Pages as source code
=====

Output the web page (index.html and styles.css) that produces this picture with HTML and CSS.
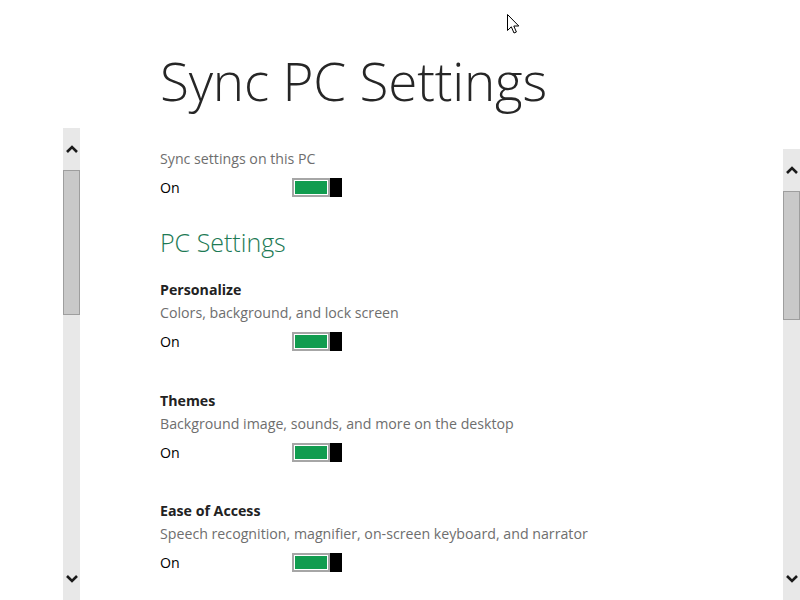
FILE: index.html
```html
<!DOCTYPE html>
<html lang="en">
<head>
<meta charset="utf-8">
<title>Sync PC Settings</title>
<link rel="stylesheet" href="styles.css">
</head>
<body>
<div class="screen">
  <div class="rail rail-left">
    <div class="scrollbar">
      <div class="sb-btn"><svg width="12" height="8" viewBox="0 0 12 8"><polyline points="1,7 6,2 11,7" fill="none" stroke="#1a1a1a" stroke-width="2.6"/></svg></div>
      <div class="sb-thumb thumb-left"></div>
      <div class="sb-track"></div>
      <div class="sb-btn"><svg width="12" height="8" viewBox="0 0 12 8"><polyline points="1,1 6,6 11,1" fill="none" stroke="#1a1a1a" stroke-width="2.6"/></svg></div>
    </div>
  </div>

  <main class="main">
    <h1 class="title">Sync PC Settings</h1>

    <div class="setting first">
      <div class="desc">Sync settings on this PC</div>
      <div class="toggle-row"><span class="state">On</span><span class="toggle"><span class="track"></span><span class="thumb"></span></span></div>
    </div>

    <h2 class="section">PC Settings</h2>

    <div class="setting">
      <div class="name">Personalize</div>
      <div class="desc">Colors, background, and lock screen</div>
      <div class="toggle-row"><span class="state">On</span><span class="toggle"><span class="track"></span><span class="thumb"></span></span></div>
    </div>

    <div class="setting">
      <div class="name">Themes</div>
      <div class="desc">Background image, sounds, and more on the desktop</div>
      <div class="toggle-row"><span class="state">On</span><span class="toggle"><span class="track"></span><span class="thumb"></span></span></div>
    </div>

    <div class="setting">
      <div class="name">Ease of Access</div>
      <div class="desc">Speech recognition, magnifier, on-screen keyboard, and narrator</div>
      <div class="toggle-row"><span class="state">On</span><span class="toggle"><span class="track"></span><span class="thumb"></span></span></div>
    </div>
  </main>

  <div class="rail rail-right">
    <div class="scrollbar">
      <div class="sb-btn"><svg width="12" height="8" viewBox="0 0 12 8"><polyline points="1,7 6,2 11,7" fill="none" stroke="#1a1a1a" stroke-width="2.6"/></svg></div>
      <div class="sb-thumb thumb-right"></div>
      <div class="sb-track"></div>
      <div class="sb-btn"><svg width="12" height="8" viewBox="0 0 12 8"><polyline points="1,1 6,6 11,1" fill="none" stroke="#1a1a1a" stroke-width="2.6"/></svg></div>
    </div>
  </div>

  <svg class="cursor" width="14" height="21" viewBox="0 0 14 21"><path d="M0.5 0.5 L0.5 16.5 L4.3 12.8 L7 19 L9.4 18 L6.8 12 L11.8 12 Z" fill="#fff" stroke="#000" stroke-width="1" stroke-linejoin="miter"/></svg>
</div>
</body>
</html>
```

FILE: styles.css
```css
html, body {
  margin: 0;
  padding: 0;
  background: #ffffff;
}

body {
  width: 800px;
  height: 600px;
  overflow: hidden;
  font-family: "Open Sans", "Noto Sans", "Liberation Sans", sans-serif;
}

.screen {
  position: relative;
  display: flex;
  height: 600px;
}

.rail {
  display: flex;
  flex-direction: column;
  box-sizing: border-box;
  height: 600px;
}

.rail-left {
  width: 80px;
  padding-left: 63px;
  padding-top: 128px;
}

.rail-right {
  width: 17px;
  padding-top: 149px;
}

.scrollbar {
  flex: 1;
  display: flex;
  flex-direction: column;
  width: 17px;
  background: #e8e8e8;
}

.sb-btn {
  height: 42px;
  display: flex;
  align-items: center;
  justify-content: center;
  flex: none;
}

.sb-thumb {
  box-sizing: border-box;
  background: #c9c9c9;
  border: 1px solid #9e9e9e;
  flex: none;
}

.thumb-left { height: 145px; }
.thumb-right { height: 129px; }

.sb-track { flex: 1; }

.main {
  flex: 1;
  padding-left: 80px;
  color: #222;
}

.title {
  margin: 43px 0 0 0;
  font-weight: 300;
  font-size: 53px;
  line-height: 76px;
  letter-spacing: -0.2px;
  color: #262626;
}

.setting.first {
  margin-top: 28px;
}

.desc {
  font-size: 14.2px;
  line-height: 23px;
  color: #6e6e6e;
}

.name {
  font-size: 14.2px;
  line-height: 23px;
  font-weight: 700;
  color: #222;
}

.toggle-row {
  display: flex;
  align-items: center;
  height: 35px;
}

.state {
  width: 132px;
  font-size: 14.2px;
  color: #000;
}

.toggle {
  display: flex;
  height: 19px;
}

.track {
  box-sizing: border-box;
  width: 38px;
  height: 19px;
  border: 2px solid #a6a6a6;
  background: #119c4f;
  box-shadow: inset 0 0 0 1px #ffffff;
}

.thumb {
  width: 12px;
  height: 19px;
  background: #000;
}

.section {
  margin: 21px 0 20px 0;
  font-weight: 300;
  font-size: 25px;
  line-height: 32px;
  color: #1d7a55;
}

.setting + .setting {
  margin-top: 29.5px;
}

.cursor {
  position: absolute;
  left: 507px;
  top: 14px;
}
```
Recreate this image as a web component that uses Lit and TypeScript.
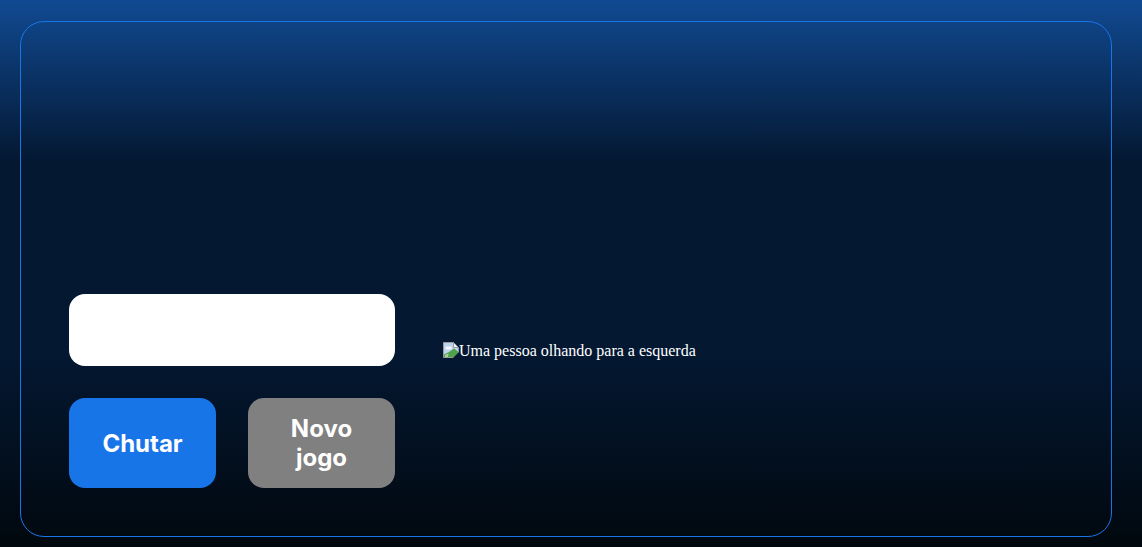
import { LitElement, css, html } from "lit";
import { customElement } from "lit/decorators.js";

@customElement("app-root")
export class AppRoot extends LitElement {
  static styles = css`
    :host {
      display: block;
      box-sizing: border-box;
      height: 547px;
      padding: 21px 30px 10px 20px;
      overflow: hidden;
      background: linear-gradient(#1354a5 0%, #041832 33.33%, #041832 66.67%, #01080e 100%) 0 -32px / 100% 579px no-repeat;
    }

    .container {
      box-sizing: border-box;
      display: flex;
      align-items: flex-end;
      gap: 48px;
      height: 516px;
      padding: 48px;
      border: 1px solid #1875e8;
      border-radius: 24px;
    }

    .info {
      display: flex;
      flex-direction: column;
      gap: 32px;
      width: 326px;
      flex: none;
    }

    .guess {
      box-sizing: border-box;
      display: block;
      width: 100%;
      height: 72px;
      padding: 16px;
      border: none;
      border-radius: 16px;
      background: #fff;
      font-family: Inter, sans-serif;
      font-size: 24px;
      outline: none;
    }

    .actions {
      display: flex;
      gap: 32px;
    }

    .btn {
      flex: 1 1 0;
      min-width: 0;
      padding: 16px 32px;
      border: none;
      border-radius: 16px;
      color: #fff;
      font-family: Inter, sans-serif;
      font-size: 24px;
      font-weight: 700;
      line-height: 29px;
      cursor: pointer;
    }

    .btn-primary {
      background: #1875e8;
    }

    .btn-muted {
      background: #808080;
    }

    .picture {
      display: flex;
      align-items: flex-start;
      height: 274px;
      padding-top: 128px;
      box-sizing: border-box;
      color: #fff;
      font-family: "Liberation Serif", "Times New Roman", serif;
      font-size: 16px;
      line-height: 18px;
    }

    .broken {
      display: block;
      flex: none;
      width: 16px;
      height: 16px;
    }
  `;

  render() {
    return html`
      <div class="container">
        <div class="info">
          <input class="guess" type="text" />
          <div class="actions">
            <button class="btn btn-primary">Chutar</button>
            <button class="btn btn-muted">Novo jogo</button>
          </div>
        </div>
        <div class="picture">
          <svg class="broken" viewBox="0 0 16 16" aria-hidden="true">
            <path d="M0.5 0.5H10.5L15.5 5.5V15.5H0.5Z" fill="#bcd2ee" stroke="#9a9a9a" />
            <path d="M2.5 4.5H8.5V7.5H2.5Z" fill="#f4f7fb" />
            <path d="M1 15V12.5L6 10L11 6.5L15 9.5V15Z" fill="#4ea24a" />
            <path d="M2 15V13L5.5 11.5L5 15Z" fill="#a8d29c" />
            <path d="M10.5 0.5V5.5H15.5Z" fill="#eef3fa" stroke="#9a9a9a" />
            <path d="M10 16L16 10V16Z" fill="#041832" />
          </svg>
          <span>Uma pessoa olhando para a esquerda</span>
        </div>
      </div>
    `;
  }
}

=====

SET TASK: Copy out all lines from the material above that contain the string "index".

RESULT:
Output the web page (index.html and styles.css) that produces this picture with HTML and CSS.
FILE: index.html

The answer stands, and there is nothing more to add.